@nosafeguardingadults
So grateful to everyone including existing services and Posie trying to help but don't think enough will ever happen because real solution is safe places to live that privacy and dignity of own safe space and no shared with male or female. People here understanding when women scared of males in their space and say women shouldn't be forced to retraumatise but if traumatised by any strangers, any other humans, told you are problem and ungrateful and just get over it and then no help and no way out of violence and abuse.

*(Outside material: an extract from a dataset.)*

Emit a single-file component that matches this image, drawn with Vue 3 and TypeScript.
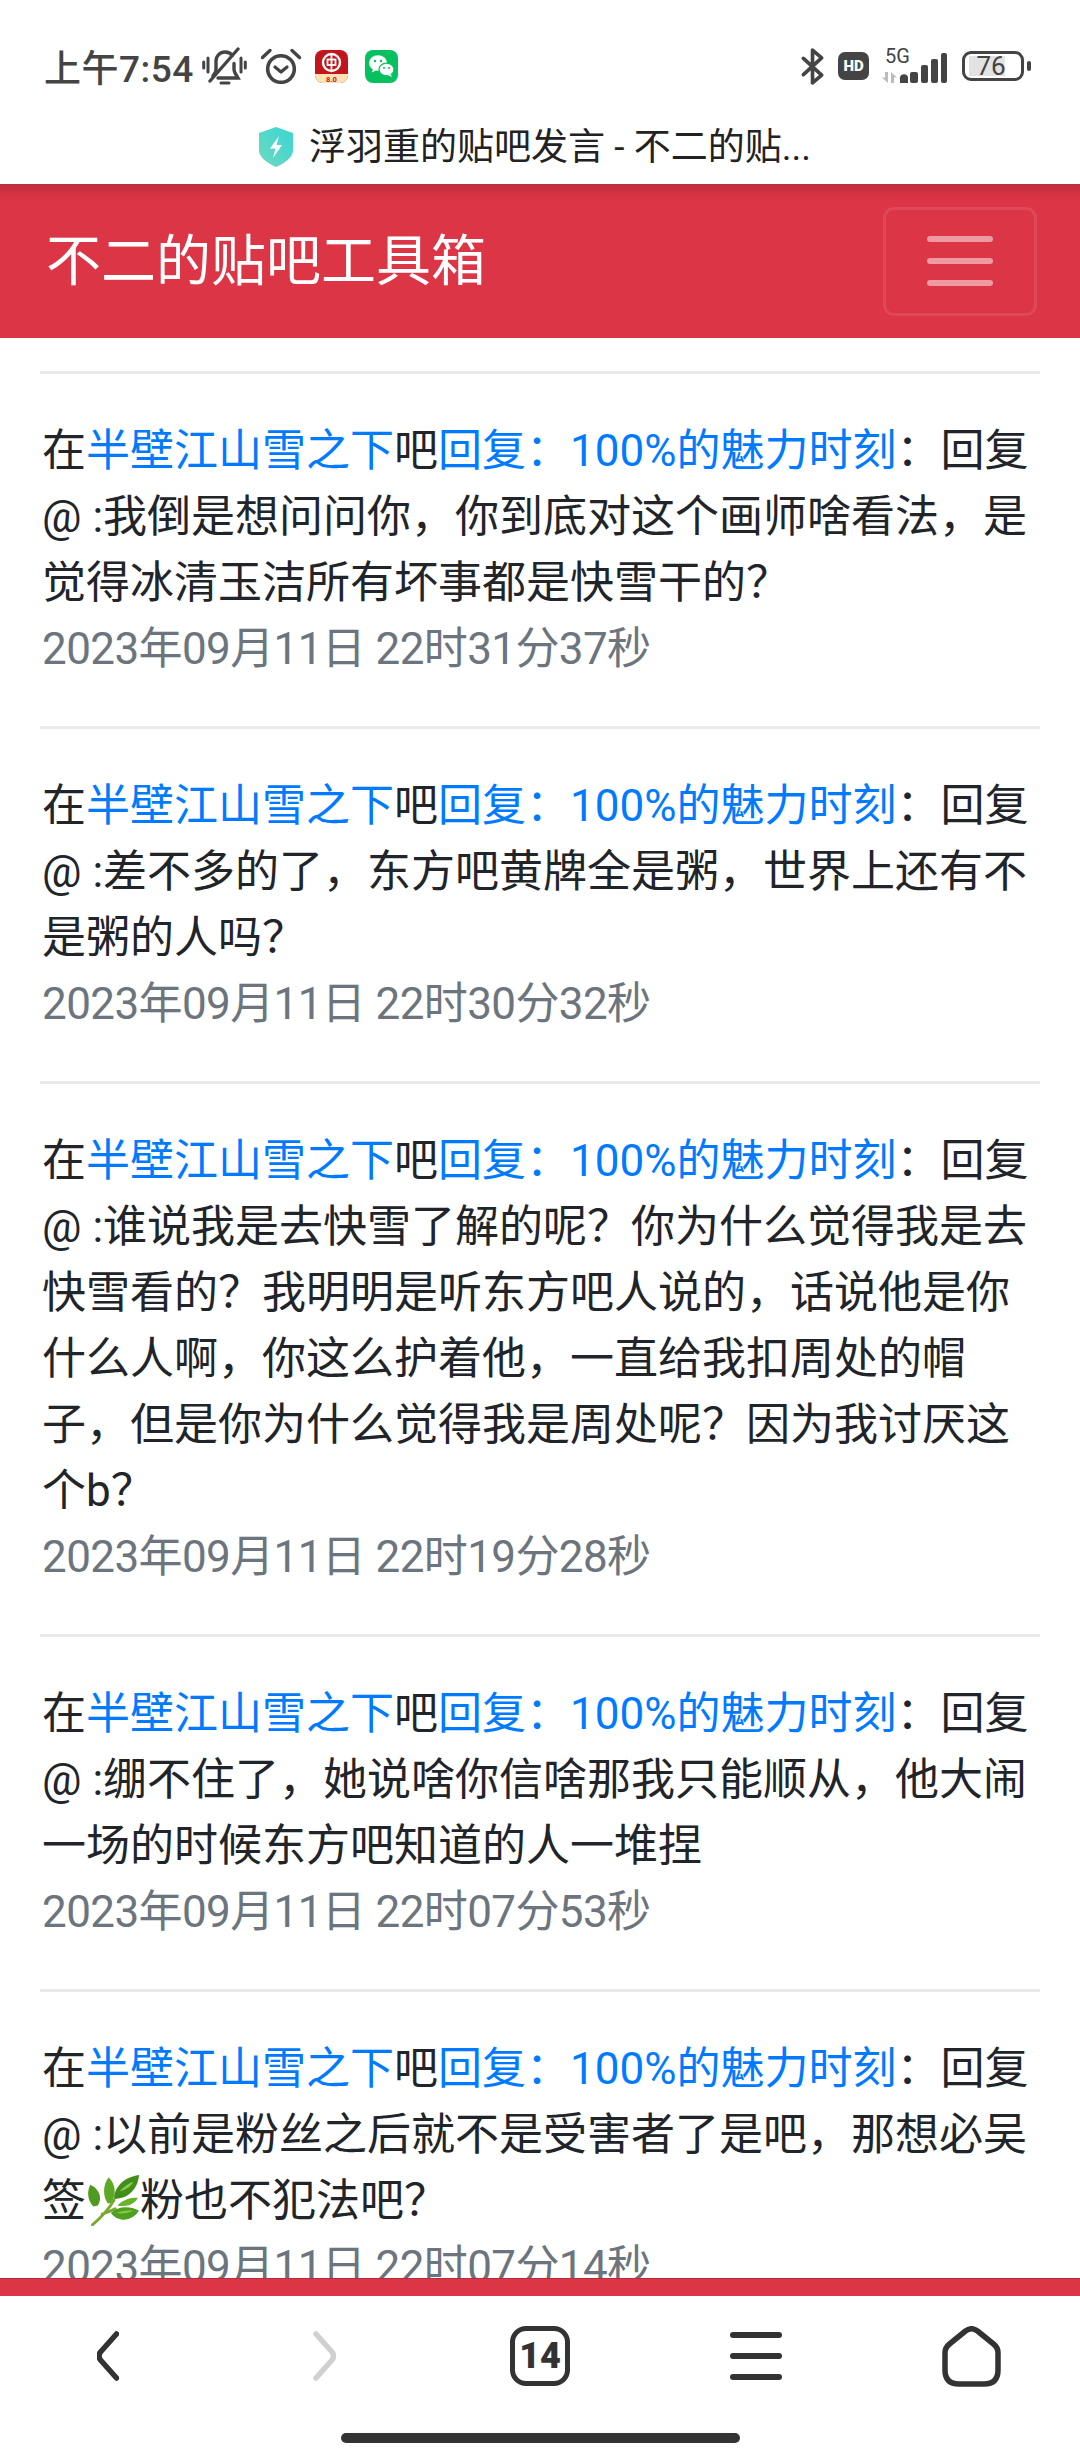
<script setup lang="ts">
interface Post { text: string; time: string; herb?: boolean; after?: string }
const posts: Post[] = [
  { text: '：回复 @ :我倒是想问问你，你到底对这个画师啥看法，是觉得冰清玉洁所有坏事都是快雪干的？', time: '2023年09月11日 22时31分37秒' },
  { text: '：回复 @ :差不多的了，东方吧黄牌全是粥，世界上还有不是粥的人吗？', time: '2023年09月11日 22时30分32秒' },
  { text: '：回复 @ :谁说我是去快雪了解的呢？你为什么觉得我是去快雪看的？我明明是听东方吧人说的，话说他是你什么人啊，你这么护着他，一直给我扣周处的帽子，但是你为什么觉得我是周处呢？因为我讨厌这个b？', time: '2023年09月11日 22时19分28秒' },
  { text: '：回复 @ :绷不住了，她说啥你信啥那我只能顺从，他大闹一场的时候东方吧知道的人一堆捏', time: '2023年09月11日 22时07分53秒' },
  { text: '：回复 @ :以前是粉丝之后就不是受害者了是吧，那想必吴签', herb: true, after: '粉也不犯法吧？', time: '2023年09月11日 22时07分14秒' }
]
</script>

<template>
  <div class="screen">
    <div class="status">
      <div class="status-left">
        <span class="clock">上午7:54</span>
        <svg class="i-bell" viewBox="0 0 45 38" fill="none" stroke="#444" stroke-width="3.400" stroke-linecap="round">
          <path d="M11 29l2-3c.7-1.200 1-2.400 1-3.800V14c0-5 4-9 9-9 3 0 5.600 1.300 7.300 3.500M32 16.500V22c0 1.400.3 2.600 1 3.800L36 31H16" />
          <path d="M8 34L36 2" />
          <path d="M1.700 15v6M6 11v14M39 11v14M43.300 15v6" stroke-width="3" />
          <path d="M19 36h8" stroke-width="3" />
        </svg>
        <svg class="i-alarm" viewBox="0 0 42 36" fill="none" stroke="#444" stroke-linecap="round">
          <circle cx="21" cy="21" r="13.300" stroke-width="3.600" />
          <path d="M15 19l6 5 6-5" stroke-width="3.200" stroke-linejoin="round" />
          <path d="M2.500 9.500L10 2.500M39.500 9.500L32 2.500" stroke-width="3.400" />
        </svg>
        <svg class="i-app" viewBox="0 0 33 33">
          <defs><clipPath id="bankclip"><rect width="33" height="33" rx="8" /></clipPath></defs>
          <g clip-path="url(#bankclip)">
            <rect width="33" height="33" fill="#c3161c" />
            <rect y="24" width="33" height="9" fill="#fde3b4" />
            <circle cx="16.500" cy="12.500" r="8.500" fill="none" stroke="#fff" stroke-width="2.400" />
            <rect x="12.500" y="9.500" width="8" height="5.500" fill="none" stroke="#fff" stroke-width="1.800" />
            <path d="M16.500 4v17" stroke="#fff" stroke-width="1.800" />
            <text x="16.500" y="31.500" text-anchor="middle" font-size="7.500" font-family="Roboto, sans-serif" font-weight="700" fill="#c3161c">8.0</text>
          </g>
        </svg>
        <svg class="i-app i-wechat" viewBox="0 0 33 33">
          <rect width="33" height="33" rx="8" fill="#07c160" />
          <ellipse cx="13" cy="13" rx="9" ry="7.800" fill="#fff" />
          <path d="M8 18.500l-1 4 4.500-2.500z" fill="#fff" />
          <ellipse cx="21.500" cy="19.500" rx="7.500" ry="6.400" fill="#fff" stroke="#07c160" stroke-width="1.200" />
          <path d="M25.500 24l1.500 3-4-1.800z" fill="#fff" />
          <circle cx="10" cy="11" r="1.200" fill="#07c160" />
          <circle cx="16" cy="11" r="1.200" fill="#07c160" />
          <circle cx="19" cy="18" r="1" fill="#07c160" />
          <circle cx="24" cy="18" r="1" fill="#07c160" />
        </svg>
      </div>
      <div class="status-right">
        <svg class="i-bt" viewBox="0 0 25 39" fill="none" stroke="#444" stroke-width="3.800" stroke-linecap="round" stroke-linejoin="round">
          <path d="M2.500 11l19 17.500L12 36.500V2.500l9.500 8L2.500 28" />
        </svg>
        <svg class="i-hd" viewBox="0 0 31 28">
          <rect width="31" height="28" rx="7" fill="#444" />
          <text x="15.500" y="19.200" text-anchor="middle" font-size="15" font-weight="900" font-family="Roboto, sans-serif" fill="#fff">HD</text>
        </svg>
        <svg class="i-signal" viewBox="0 0 66 36">
          <text x="4" y="15" font-size="20" font-family="Roboto, sans-serif" fill="#444">5G</text>
          <path d="M7 24v11l-6-5.500h3V24zM10 35V24l6 5.500h-3V35z" fill="#bbb" />
          <path d="M19 35v-3a4 4 0 0 1 8-3v6z" fill="#444" />
          <rect x="29" y="24" width="8" height="11" rx="2" fill="#444" />
          <rect x="40" y="17" width="7" height="18" rx="2" fill="#444" />
          <rect x="50" y="11" width="7" height="24" rx="2" fill="#444" />
          <rect x="60" y="5" width="6" height="30" rx="2" fill="#444" />
        </svg>
        <div class="battery">
          <div class="battery-box"><span class="battery-fill"></span><span class="battery-num">76</span></div>
          <span class="battery-nub"></span>
        </div>
      </div>
    </div>

    <div class="title-row">
      <svg class="i-shield" viewBox="0 0 34 40">
        <defs>
          <linearGradient id="shieldgrad" x1="0" y1="1" x2="1" y2="0">
            <stop offset="0" stop-color="#70d8bf" />
            <stop offset="1" stop-color="#38d6d4" />
          </linearGradient>
        </defs>
        <path d="M17 0l17 6v18c0 6-9.500 13-17 16C9.500 37 0 30 0 24V6z" fill="url(#shieldgrad)" />
        <path d="M20 9l-9 12.500h5.500L14 31l9-13h-5.500z" fill="#fff" />
      </svg>
      <span class="title-text">浮羽重的贴吧发言 - 不二的贴...</span>
    </div>

    <header class="navbar">
      <span class="brand">不二的贴吧工具箱</span>
      <button class="toggler" type="button" aria-label="menu">
        <span></span><span></span><span></span>
      </button>
    </header>

    <main class="content">
      <article v-for="(p, i) in posts" :key="i" class="post">
        <hr class="rule" />
        <p class="line">在<a class="link">半壁江山雪之下</a>吧<a class="link">回复：100%的魅力时刻</a>{{ p.text }}<svg v-if="p.herb" class="herb" viewBox="0 0 48 48">
            <path d="M5 47C12 41 20 33 25 24M14 37c3-1 8-3 12-5" fill="none" stroke="#7aa832" stroke-width="2.600" stroke-linecap="round" />
            <path d="M6 30C0 24 0 16 3 10c7 3 12 11 7 19z" fill="#4f9a1f" />
            <path d="M19 27c-4-6-5-16 1-24 6 6 8 16 2 24z" fill="#5ea826" />
            <path d="M25 23c0-11 9-20 23-22-1 12-9 22-23 22z" fill="#3f8f1a" />
            <path d="M28 29c5-5 12-8 19-7-3 6-10 9-19 7z" fill="#68b22c" />
            <path d="M22 36c6-6 17-7 26-2-6 9-18 12-26 2z" fill="#4f9f20" />
            <path d="M30 16c4-4 8-7 13-9-3 5-7 8-13 9zM27 36c5-2 11-3 16-2-5 2-11 3-16 2z" fill="#8cc84b" />
          </svg>{{ p.after }}</p>
        <p class="line time">{{ p.time }}</p>
      </article>
    </main>

    <div class="redbar"></div>

    <nav class="browser">
      <div class="tools">
        <svg class="t-back" viewBox="0 0 22 50" fill="none" stroke="#333" stroke-width="5.500" stroke-linecap="round" stroke-linejoin="round">
          <path d="M19.500 3L3.500 21q-3 4 0 8l16 18" />
        </svg>
        <svg class="t-forward" viewBox="0 0 22 50" fill="none" stroke="#d0d0d0" stroke-width="5.500" stroke-linecap="round" stroke-linejoin="round">
          <path d="M2.500 3l16 18q3 4 0 8l-16 18" />
        </svg>
        <div class="t-tabs">14</div>
        <div class="t-menu"><span></span><span></span><span></span></div>
        <svg class="t-home" viewBox="0 0 59 61" fill="none" stroke="#333" stroke-width="5.500" stroke-linejoin="round">
          <path d="M23.500 5q6-4.500 12 0l16 13q4.500 3.500 4.500 9v17q0 14-14 14H17Q3 58 3 44V27q0-5.500 4.500-9z" />
        </svg>
      </div>
      <div class="pill"></div>
    </nav>
  </div>
</template>

<style>
html, body { margin: 0; background: #fff; }
</style>

<style scoped>
.screen {
  width: 1080px;
  height: 2460px;
  display: flex;
  flex-direction: column;
  overflow: hidden;
  background: #fff;
  font-family: Roboto, "Noto Sans CJK SC", sans-serif;
  color: #212529;
}
.status {
  height: 80px;
  padding: 26px 0 0 44px;
  display: flex;
  justify-content: space-between;
  align-items: center;
  flex: none;
}
.status-left, .status-right { display: flex; align-items: center; }
.status-right { padding-right: 49px; }
.clock { font-size: 37px; letter-spacing: 0.5px; color: #444; font-weight: 500; width: 158px; white-space: nowrap; }
.i-bell { width: 45px; height: 38px; }
.i-alarm { width: 42px; height: 36px; margin-left: 13px; }
.i-app { width: 33px; height: 33px; margin-left: 13px; }
.i-wechat { margin-left: 17px; }
.i-bt { width: 24px; height: 39px; }
.i-hd { width: 31px; height: 28px; margin-left: 13px; }
.i-signal { width: 66px; height: 36px; margin-left: 12px; }
.battery { display: flex; align-items: center; margin-left: 15px; }
.battery-box {
  position: relative;
  box-sizing: border-box;
  width: 62px;
  height: 30px;
  border: 3.500px solid #444;
  border-radius: 9px;
  display: flex;
  align-items: center;
  justify-content: center;
}
.battery-fill { position: absolute; left: 4px; top: 2px; bottom: 2px; width: 36px; background: #e2e2e2; }
.battery-num { position: relative; font-size: 26px; color: #444; line-height: 1; margin-right: 4px; }
.battery-nub { width: 4px; height: 10px; margin-left: 3px; background: #444; border-radius: 2px; }

.title-row {
  height: 78px;
  flex: none;
  display: flex;
  align-items: center;
  justify-content: center;
  gap: 16px;
  padding: 4px 10px 0 0;
  box-sizing: border-box;
}
.i-shield { width: 34px; height: 40px; }
.title-text { font-size: 37px; line-height: 1; color: #222; white-space: nowrap; font-weight: 400; }

.navbar {
  height: 154px;
  flex: none;
  background: #dc3545;
  box-shadow: inset 0 14px 8px -8px rgba(120, 30, 40, 0.3);
  display: flex;
  align-items: center;
  justify-content: space-between;
  padding: 0 43px 0 46px;
  box-sizing: border-box;
}
.brand { font-size: 55px; color: #fff; white-space: nowrap; line-height: 1; }
.toggler {
  width: 154px;
  height: 109px;
  box-sizing: border-box;
  background: transparent;
  border: 3px solid rgba(255, 255, 255, 0.1);
  border-radius: 11px;
  padding: 0;
  display: flex;
  flex-direction: column;
  align-items: center;
  justify-content: center;
  gap: 16px;
}
.toggler span { display: block; width: 66px; height: 6px; border-radius: 3px; background: rgba(255, 255, 255, 0.5); }

.content {
  flex: 1;
  min-height: 0;
  overflow: hidden;
  padding: 33px 40px 0;
}
.rule { margin: 0 0 44px; border: 0; height: 3px; background: #e8e9ea; }
.line { margin: 0; padding-left: 2px; font-size: 44px; line-height: 66px; }
.post { padding-bottom: 44px; }
.link { color: #007bff; }
.time { color: #6c757d; letter-spacing: -0.6px; }
.herb { width: 52px; height: 52px; vertical-align: -10px; margin: 0 1px; }

.redbar { height: 18px; flex: none; background: #dc3545; box-shadow: inset 0 1px 0 rgba(120, 30, 40, 0.4); }

.browser { height: 164px; flex: none; display: flex; flex-direction: column; align-items: center; background: #fff; }
.tools { width: 100%; box-sizing: border-box; height: 137px; padding: 0 0 17px 97px; display: flex; align-items: center; }
.t-back { width: 22px; height: 50px; }
.t-forward { width: 23px; height: 50px; margin-left: 194px; }
.t-tabs {
  width: 60px;
  height: 60px;
  box-sizing: border-box;
  border: 5.500px solid #333;
  border-radius: 16px;
  margin-left: 174px;
  display: flex;
  align-items: center;
  justify-content: center;
  font-size: 36px;
  font-weight: 900;
  color: #333;
  font-family: Roboto, sans-serif;
}
.t-menu { width: 52px; margin-left: 160px; display: flex; flex-direction: column; gap: 15px; }
.t-menu span { display: block; height: 6px; border-radius: 3px; background: #333; }
.t-home { width: 59px; height: 61px; margin-left: 160px; }
.pill { width: 399px; height: 10px; border-radius: 5px; background: #333; }
</style>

Be ok maybe if refuges just temporary short term emergency but now it's like homeless housing for months and maybe longer. Problem also is most existing services so good and wonderful but some are not and there are some bad people in them. If your local service is bad then you have no support. When councils don't do legal duties to help there's no one to support you with that so no way out. Someone meant to support kept not answering phone, replied to messages only week later then again a week later and nothing getting done to reply to councils and then window of opportunity to leave goes. Then when you try to ask for more help, service closes ranks and says they can't help you and leaves you with no help. Maybe was too busy to help but instead of being honest lied and told managers she was doing support she hadn't done. If been honest was too busy, still no support but at least not extra trauma on top of abuse.
Sorry to post this. Definitely one hundred percent it's not most services but it is like that with some so current system not good enough and so anything new should be good as more options for women needing help.
Big problem is often nowhere safe after refuge so no point single sex refuge when after its openly nothing to do with trans mixed sex housing including men out of prison so end up sometimes living in same space as violent abusers. Better not to leave in first place and if no help for some women especially no children or grown up children, should be honesty because more dangerous to leave then have to go back.
Nosafeguardingadults you have been posting insights most of us on this thread don’t have. I think when you haven’t had a lot of take-up, it’s because none of us really have a clue how to even start addressing the issues.
Clearly there is a huge and unrecognised need for single-sex provision after leaving a refuge. Your suggestion that if Posie’s refuge plan doesn’t come to fruition, the money goes towards post-refuge care is a good one, although obviously a drop in the ocean.
Equally serious is the issue of councils and some existing domestic abuse services acting as abusers themselves. The relationship between those providing help and those needing the help is obviously an unequal one, and unequal power relations lend themselves very easily to abusive dynamics. Clearly some service providers have not managed to steer clear of becoming abusers themselves, even if the abuse superficially looks different to that perpetrated by abusive male partners.
It does highlight that it is not necessarily a recipe for providing the best refuge service to listen to existing experts in refuge provision.
Clearly there is a need to take on board the experiences of abused women, whether they accessed help or not, in addition to experiences of service providers. I am obviously not saying it is a simple matter of running a poll of abused women, but this thread has revealed a notion among some people, that self-styled experts may not be questioned. It is revealing of a very top-down approach to what abused people’s needs are, with little room for bottom-up informed care.